Around the turn of the century, further building work took place in Yelverton as it became a popular place for Plymouth businessmen to settle. There was of course a railway station at Yelverton run by the GWR and the station yard was a busy place morning and evening with these businessmen going to and from Plymouth. The railway also brought visitors to Yelverton, to admire the scenery and enjoy its clean and healthy fresh air. As well as the railways, Coach companies were running excursions out onto the moors as early as the 1880’s.

By the late 1930’s, Yelverton stretched from the Rock Hotel at the Princetown end to Leg of Mutton at the Tavistock end, with the main Tavistock to Plymouth road running through Leg of Mutton. This area also had the Yelverton Hotel in it (now called the Leg o’ Mutton Inn).

The coming of the airfield brought great changes to Yelverton. A number of houses were demolished and the main road was diverted onto its present route, effectively splitting the Village in two, with the old road forming part of a runway. The Villas, by now known as Moorland Terrace, had mostly been turned into shops, with the shop fronts we see today having been built out over the front gardens of the old houses. Unfortunately, they were in the flight path of planes taking off from the airfield and so all the upper floors were removed. Yelverton Church was also hit by a plane and was subsequently fitted with a red light.

After the war, more changes took place around Yelverton. More building work took place behind the Rock Hotel and its vegetable garden became the site of the Health Centre! The airfield too, closed, its buildings demolished and runways torn up. Many of the grand houses in Greenbank Terrace and other parts of Yelverton, have become nursing or residential homes, as the cost of their upkeep became prohibitive.

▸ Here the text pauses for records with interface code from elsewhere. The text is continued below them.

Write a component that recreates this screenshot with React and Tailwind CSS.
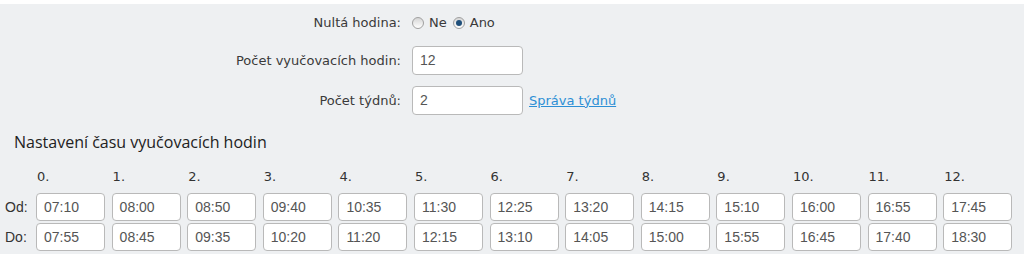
import { useState } from "react";

const od = ["07:10", "08:00", "08:50", "09:40", "10:35", "11:30", "12:25", "13:20", "14:15", "15:10", "16:00", "16:55", "17:45"];
const doo = ["07:55", "08:45", "09:35", "10:20", "11:20", "12:15", "13:10", "14:05", "15:00", "15:55", "16:45", "17:40", "18:30"];

const labelFont = { fontFamily: "Tahoma, 'DejaVu Sans', sans-serif" };

function Radio({ checked }) {
  return (
    <span className="inline-flex h-[12px] w-[12px] items-center justify-center rounded-full border border-[#a0a0a0] bg-gradient-to-b from-[#d6d6d6] to-white">
      {checked && <span className="h-[6px] w-[6px] rounded-full bg-[#1f4f7a]" />}
    </span>
  );
}

function TimeInput({ value }) {
  return (
    <div className="flex h-[28px] w-[69px] items-center rounded-[4px] border border-[#b9b9b9] bg-white pl-[7px] text-[14px] text-[#555] font-['Liberation_Sans',Arial,sans-serif]">
      {value}
    </div>
  );
}

export default function App() {
  const [zero] = useState(true);

  return (
    <div className="h-[257px] w-[1024px] overflow-hidden bg-white pt-[4px]">
      <div className="h-[250px] bg-[#eef0f2] text-[#3a3a3a]" style={labelFont}>
        {/* top form */}
        <div className="grid grid-cols-[401px_1fr] items-center gap-x-[11px] pt-[7px] text-[13px]">
          <div className="h-[24px] leading-[24px] text-right">Nultá hodina:</div>
          <div className="flex h-[24px] items-center">
            <Radio checked={!zero} />
            <span className="ml-[5px] mr-[6px]">Ne</span>
            <Radio checked={zero} />
            <span className="ml-[5px]">Ano</span>
          </div>

          <div className="mt-[11px] text-right">Počet vyučovacích hodin:</div>
          <div className="mt-[11px] flex">
            <div className="flex h-[29px] w-[111px] items-center rounded-[4px] border border-[#b9b9b9] bg-white pl-[7px] text-[14px] text-[#555] font-['Liberation_Sans',Arial,sans-serif]">12</div>
          </div>

          <div className="mt-[11px] text-right">Počet týdnů:</div>
          <div className="mt-[11px] flex items-center">
            <div className="flex h-[29px] w-[111px] items-center rounded-[4px] border border-[#b9b9b9] bg-white pl-[7px] text-[14px] text-[#555] font-['Liberation_Sans',Arial,sans-serif]">2</div>
            <a href="#" className="ml-[6px] text-[13px] text-[#2d8fd5] underline">Správa týdnů</a>
          </div>
        </div>

        <h2 className="ml-[14px] mt-[16px] text-[16px] leading-[22px] text-[#222] font-['Open_Sans',sans-serif]">
          Nastavení času vyučovacích hodin
        </h2>

        {/* times */}
        <div className="mt-[15px] flex pl-[5px]">
          <div className="mt-[25px] flex w-[31px] flex-col gap-[2px] text-[14px] text-[#333] font-['Liberation_Sans',Arial,sans-serif]">
            <div className="h-[28px] leading-[28px]">Od:</div>
            <div className="h-[28px] leading-[28px]">Do:</div>
          </div>
          <div className="flex gap-[6.6px]">
            {od.map((t, i) => (
              <div key={i} className="flex flex-col">
                <div className="h-[17px] pl-[1px] text-[13px] leading-[17px] text-[#333]">{i}.</div>
                <div className="mt-[8px] flex flex-col gap-[2px]">
                  <TimeInput value={t} />
                  <TimeInput value={doo[i]} />
                </div>
              </div>
            ))}
          </div>
        </div>
      </div>
    </div>
  );
}
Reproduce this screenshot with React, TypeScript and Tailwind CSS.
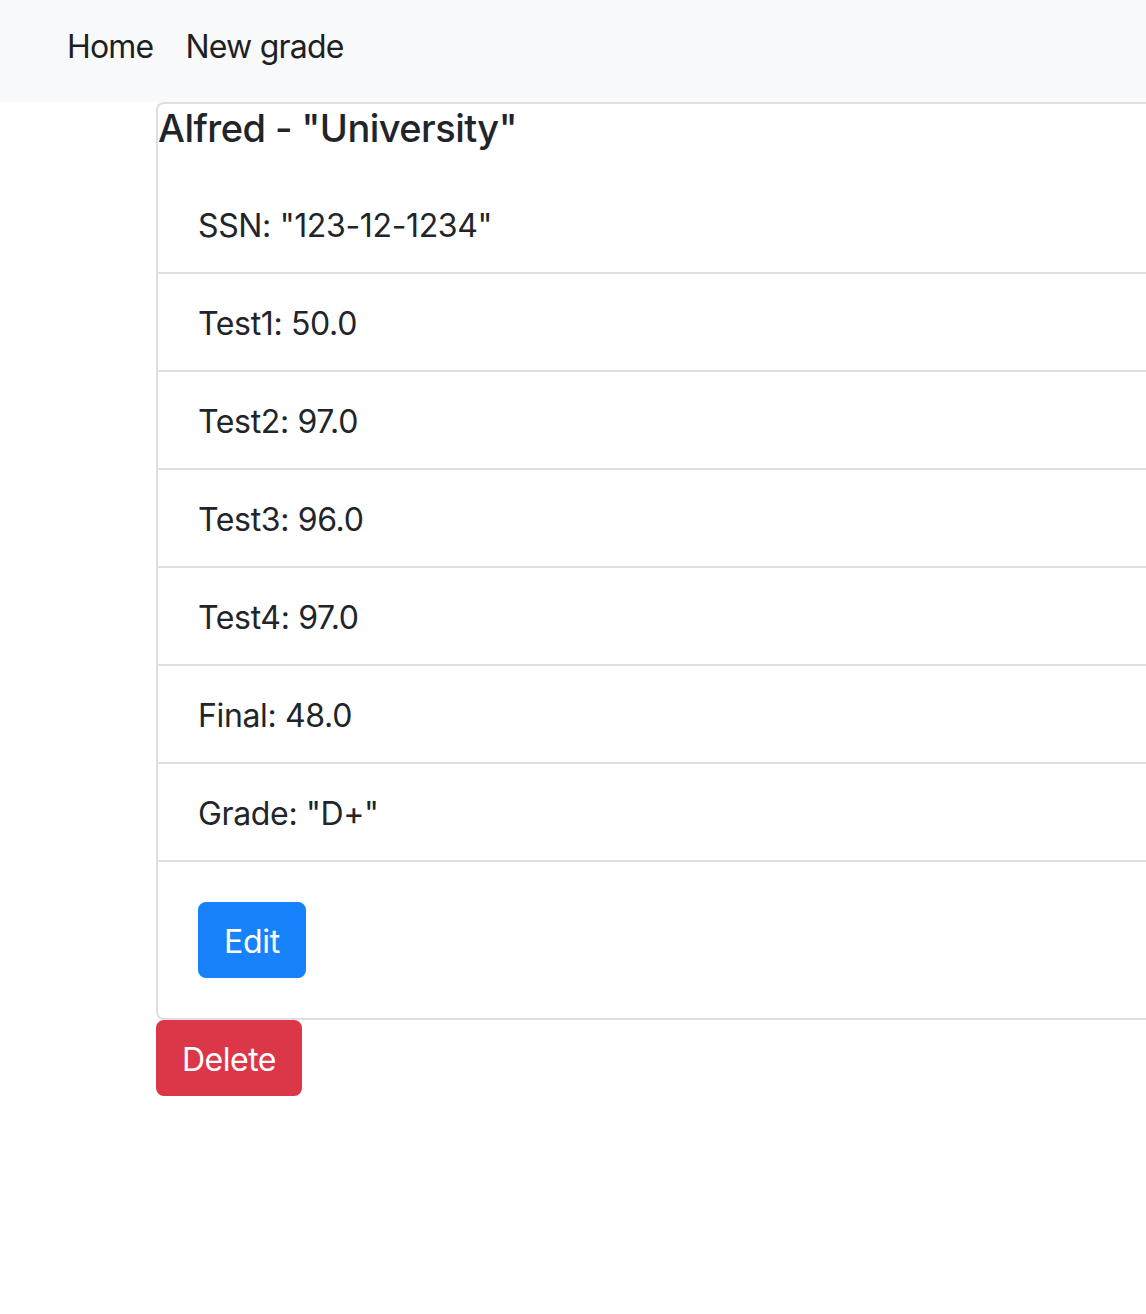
import React from "react";

const rows = [
  'SSN: "123-12-1234"',
  "Test1: 50.0",
  "Test2: 97.0",
  "Test3: 96.0",
  "Test4: 97.0",
  "Final: 48.0",
  'Grade: "D+"',
];

export default function App() {
  return (
    <div
      className="min-h-screen overflow-hidden bg-white text-[#212529]"
      style={{ fontFamily: "Inter, 'Liberation Sans', sans-serif" }}
    >
      <nav className="h-[102px] bg-[#f8f9fa] pl-[67px] pt-[23px]">
        <ul className="flex gap-[32px] text-[32px] leading-[48px] tracking-[-0.8px] text-[#1f1f1f]">
          <li>Home</li>
          <li>New grade</li>
        </ul>
      </nav>

      <div className="ml-[156px]">
        <div className="rounded-l-[8px] border-2 border-r-0 border-[#dfdfdf]">
          <h5 className="mb-[24px] pt-[1px] text-[38px] font-medium leading-[47px] tracking-[-0.55px]">
            Alfred - "University"
          </h5>
          <ul>
            {rows.map((r) => (
              <li
                key={r}
                className="border-b-2 border-[#dfdfdf] px-[40px] pt-[26px] pb-[22px] text-[32px] leading-[48px] tracking-[-0.35px]"
              >
                {r}
              </li>
            ))}
          </ul>
          <div className="p-[40px]">
            <button className="rounded-[8px] border-2 border-[#1782fc] bg-[#1782fc] px-[24px] pt-[14px] pb-[10px] text-[32px] leading-[48px] tracking-[-0.3px] text-white">
              Edit
            </button>
          </div>
        </div>
        <button className="rounded-[8px] border-2 border-[#db3749] bg-[#db3749] px-[24px] pt-[14px] pb-[10px] text-[32px] leading-[48px] tracking-[-0.5px] text-white">
          Delete
        </button>
      </div>
    </div>
  );
}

Probably the most famous part of Yelverton is its ‘rock’ on which countless thousands of children have played over the years, wearing it smooth in the process. Perched on Roborough Down, the Rock, unlike the Tors of Dartmoor, is not a lump of granite, but a mound of magnesium limestone which in its molten state, must have pushed its way up through layers of rock in some distant past. It is actually called (officially) Udal Torre.